La boda fue lujosa, pero desde el primer día, Verónica supo que era un error. Trabajaban juntos, y antes de un año, descubrió sus infidelidades. Lo pilló con una enfermera, la puerta entreabierta.

—Me divorcio. No quiero esta basura.

—Pues renuncia al hospital. No cabemos los dos ahí. Vuelve a tu pueblo —le escupió él.

—No es un pueblo, es una ciudad más pequeña —respondió ella, sorprendida de su propia calma—. Y sí, me iré.

Tras el divorcio, regresó a casa. Sus padres vivían en una casa adosada; su padre siempre quiso una familia numerosa, pero solo tuvieron a Verónica.

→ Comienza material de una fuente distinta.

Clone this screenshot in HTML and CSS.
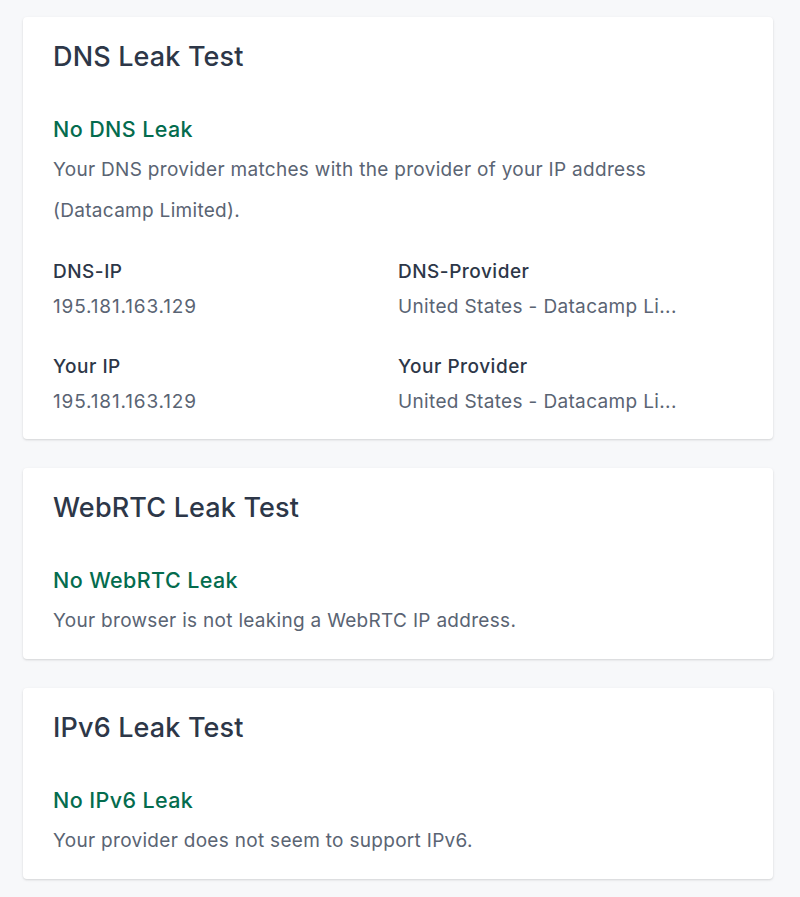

—Nada de dramas —anunció al llegar—. Me divorcio y me quedo aquí. No éramos compatibles.

—Qué rápido —refunfuñó su madre, pero una mirada de su padre la calló.

—Mejor, hija —dijo él—. Así estamos todos juntos.

Verónica empezó a trabajar como médica en el ambulatorio local. La vida era tranquila… hasta que se cruzó con Marcos.

No supo si fue casualidad o él la esperó, pero al salir del supermercado, lo vio frente a ella. Casi se desmaya. Sabía que se había divorciado de Ana; el niño no era suyo, y él se había ido del pueblo.